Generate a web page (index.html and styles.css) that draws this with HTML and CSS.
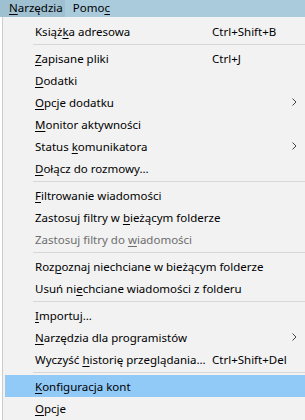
FILE: index.html
```html
<!DOCTYPE html>
<html lang="pl">
<head>
<meta charset="utf-8">
<link rel="stylesheet" href="styles.css">
</head>
<body>
<div class="menubar">
  <span class="mb-item active"><u>N</u>arzędzia</span>
  <span class="mb-item">Pomo<u>c</u></span>
</div>
<div class="below">
  <div class="behind"></div>
  <div class="menu">
    <div class="item"><span class="label">Książ<u>k</u>a adresowa</span><span class="key">Ctrl+Shift+B</span></div>
    <div class="sep"></div>
    <div class="item"><span class="label"><u>Z</u>apisane pliki</span><span class="key">Ctrl+J</span></div>
    <div class="item"><span class="label"><u>D</u>odatki</span></div>
    <div class="item"><span class="label"><u>O</u>pcje dodatku</span><span class="key"></span><span class="arrow"><svg width="5" height="8" viewBox="0 0 5 8"><path d="M0.5 0.5 L4 4 L0.5 7.5" fill="none" stroke="#444" stroke-width="1"/></svg></span></div>
    <div class="item"><span class="label"><u>M</u>onitor aktywności</span></div>
    <div class="item"><span class="label">Status <u>k</u>omunikatora</span><span class="key"></span><span class="arrow"><svg width="5" height="8" viewBox="0 0 5 8"><path d="M0.5 0.5 L4 4 L0.5 7.5" fill="none" stroke="#444" stroke-width="1"/></svg></span></div>
    <div class="item"><span class="label"><u>D</u>ołącz do rozmowy…</span></div>
    <div class="sep"></div>
    <div class="item"><span class="label"><u>F</u>iltrowanie wiadomości</span></div>
    <div class="item"><span class="label">Zastosuj filtry w <u>b</u>ieżącym folderze</span></div>
    <div class="item disabled"><span class="label">Zastosuj filtry do <u>w</u>iadomości</span></div>
    <div class="sep"></div>
    <div class="item"><span class="label">Roz<u>p</u>oznaj niechciane w bieżącym folderze</span></div>
    <div class="item"><span class="label">Usuń ni<u>e</u>chciane wiadomości z folderu</span></div>
    <div class="sep"></div>
    <div class="item"><span class="label"><u>I</u>mportuj…</span></div>
    <div class="item"><span class="label"><u>N</u>arzędzia dla programistów</span><span class="key"></span><span class="arrow"><svg width="5" height="8" viewBox="0 0 5 8"><path d="M0.5 0.5 L4 4 L0.5 7.5" fill="none" stroke="#444" stroke-width="1"/></svg></span></div>
    <div class="item"><span class="label">Wyczyść <u>h</u>istorię przeglądania…</span><span class="key">Ctrl+Shift+Del</span></div>
    <div class="sep"></div>
    <div class="item hover"><span class="label"><u>K</u>onfiguracja kont</span></div>
    <div class="item"><span class="label"><u>O</u>pcje</span></div>
  </div>
</div>
</body>
</html>
```

FILE: styles.css
```css
html, body {
  margin: 0;
  padding: 0;
}
body {
  width: 305px;
  height: 420px;
  overflow: hidden;
  background: #ffffff;
  font-family: "Segoe UI", "Noto Sans", sans-serif;
  font-size: 11.5px;
  color: #000;
}
u {
  text-decoration: underline;
  text-decoration-thickness: 1px;
  text-underline-offset: 2px;
}
.menubar {
  height: 17px;
  background: #a9cbdc;
  display: flex;
}
.mb-item {
  line-height: 16px;
  padding: 0 2px 0 8px;
  white-space: nowrap;
}
.mb-item.active {
  background: #9fc0d1;
  padding-left: 9px;
}
.below {
  display: flex;
  height: 403px;
  overflow: hidden;
}
.behind {
  width: 2px;
  flex: none;
  background: #fff;
}
.menu {
  flex: 1;
  min-width: 0;
  border-left: 1px solid #cccccc;
  background: #f2f2f2;
  padding: 3px 0 0 2px;
}
.item {
  height: 22px;
  display: grid;
  grid-template-columns: 207px 80px 1fr;
  align-items: center;
  white-space: nowrap;
}
.label {
  padding-left: 30px;
}
.arrow {
  display: flex;
  align-items: center;
}
.disabled {
  color: #6d6d6d;
}
.hover {
  background: #91c9f7;
}
.sep {
  height: 1px;
  background: #d7d7d7;
  margin: 2px 0 2px 28px;
}
```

- **GIVEN REQUEST**
Write the listing above out again exactly, dropping each image.

- **THE ANSWER**
Generate a web page (index.html and styles.css) that draws this with HTML and CSS.
FILE: index.html
```html
<!DOCTYPE html>
<html lang="pl">
<head>
<meta charset="utf-8">
<link rel="stylesheet" href="styles.css">
</head>
<body>
<div class="menubar">
  <span class="mb-item active"><u>N</u>arzędzia</span>
  <span class="mb-item">Pomo<u>c</u></span>
</div>
<div class="below">
  <div class="behind"></div>
  <div class="menu">
    <div class="item"><span class="label">Książ<u>k</u>a adresowa</span><span class="key">Ctrl+Shift+B</span></div>
    <div class="sep"></div>
    <div class="item"><span class="label"><u>Z</u>apisane pliki</span><span class="key">Ctrl+J</span></div>
    <div class="item"><span class="label"><u>D</u>odatki</span></div>
    <div class="item"><span class="label"><u>O</u>pcje dodatku</span><span class="key"></span><span class="arrow"><svg width="5" height="8" viewBox="0 0 5 8"><path d="M0.5 0.5 L4 4 L0.5 7.5" fill="none" stroke="#444" stroke-width="1"/></svg></span></div>
    <div class="item"><span class="label"><u>M</u>onitor aktywności</span></div>
    <div class="item"><span class="label">Status <u>k</u>omunikatora</span><span class="key"></span><span class="arrow"><svg width="5" height="8" viewBox="0 0 5 8"><path d="M0.5 0.5 L4 4 L0.5 7.5" fill="none" stroke="#444" stroke-width="1"/></svg></span></div>
    <div class="item"><span class="label"><u>D</u>ołącz do rozmowy…</span></div>
    <div class="sep"></div>
    <div class="item"><span class="label"><u>F</u>iltrowanie wiadomości</span></div>
    <div class="item"><span class="label">Zastosuj filtry w <u>b</u>ieżącym folderze</span></div>
    <div class="item disabled"><span class="label">Zastosuj filtry do <u>w</u>iadomości</span></div>
    <div class="sep"></div>
    <div class="item"><span class="label">Roz<u>p</u>oznaj niechciane w bieżącym folderze</span></div>
    <div class="item"><span class="label">Usuń ni<u>e</u>chciane wiadomości z folderu</span></div>
    <div class="sep"></div>
    <div class="item"><span class="label"><u>I</u>mportuj…</span></div>
    <div class="item"><span class="label"><u>N</u>arzędzia dla programistów</span><span class="key"></span><span class="arrow"><svg width="5" height="8" viewBox="0 0 5 8"><path d="M0.5 0.5 L4 4 L0.5 7.5" fill="none" stroke="#444" stroke-width="1"/></svg></span></div>
    <div class="item"><span class="label">Wyczyść <u>h</u>istorię przeglądania…</span><span class="key">Ctrl+Shift+Del</span></div>
    <div class="sep"></div>
    <div class="item hover"><span class="label"><u>K</u>onfiguracja kont</span></div>
    <div class="item"><span class="label"><u>O</u>pcje</span></div>
  </div>
</div>
</body>
</html>
```

FILE: styles.css
```css
html, body {
  margin: 0;
  padding: 0;
}
body {
  width: 305px;
  height: 420px;
  overflow: hidden;
  background: #ffffff;
  font-family: "Segoe UI", "Noto Sans", sans-serif;
  font-size: 11.5px;
  color: #000;
}
u {
  text-decoration: underline;
  text-decoration-thickness: 1px;
  text-underline-offset: 2px;
}
.menubar {
  height: 17px;
  background: #a9cbdc;
  display: flex;
}
.mb-item {
  line-height: 16px;
  padding: 0 2px 0 8px;
  white-space: nowrap;
}
.mb-item.active {
  background: #9fc0d1;
  padding-left: 9px;
}
.below {
  display: flex;
  height: 403px;
  overflow: hidden;
}
.behind {
  width: 2px;
  flex: none;
  background: #fff;
}
.menu {
  flex: 1;
  min-width: 0;
  border-left: 1px solid #cccccc;
  background: #f2f2f2;
  padding: 3px 0 0 2px;
}
.item {
  height: 22px;
  display: grid;
  grid-template-columns: 207px 80px 1fr;
  align-items: center;
  white-space: nowrap;
}
.label {
  padding-left: 30px;
}
.arrow {
  display: flex;
  align-items: center;
}
.disabled {
  color: #6d6d6d;
}
.hover {
  background: #91c9f7;
}
.sep {
  height: 1px;
  background: #d7d7d7;
  margin: 2px 0 2px 28px;
}
```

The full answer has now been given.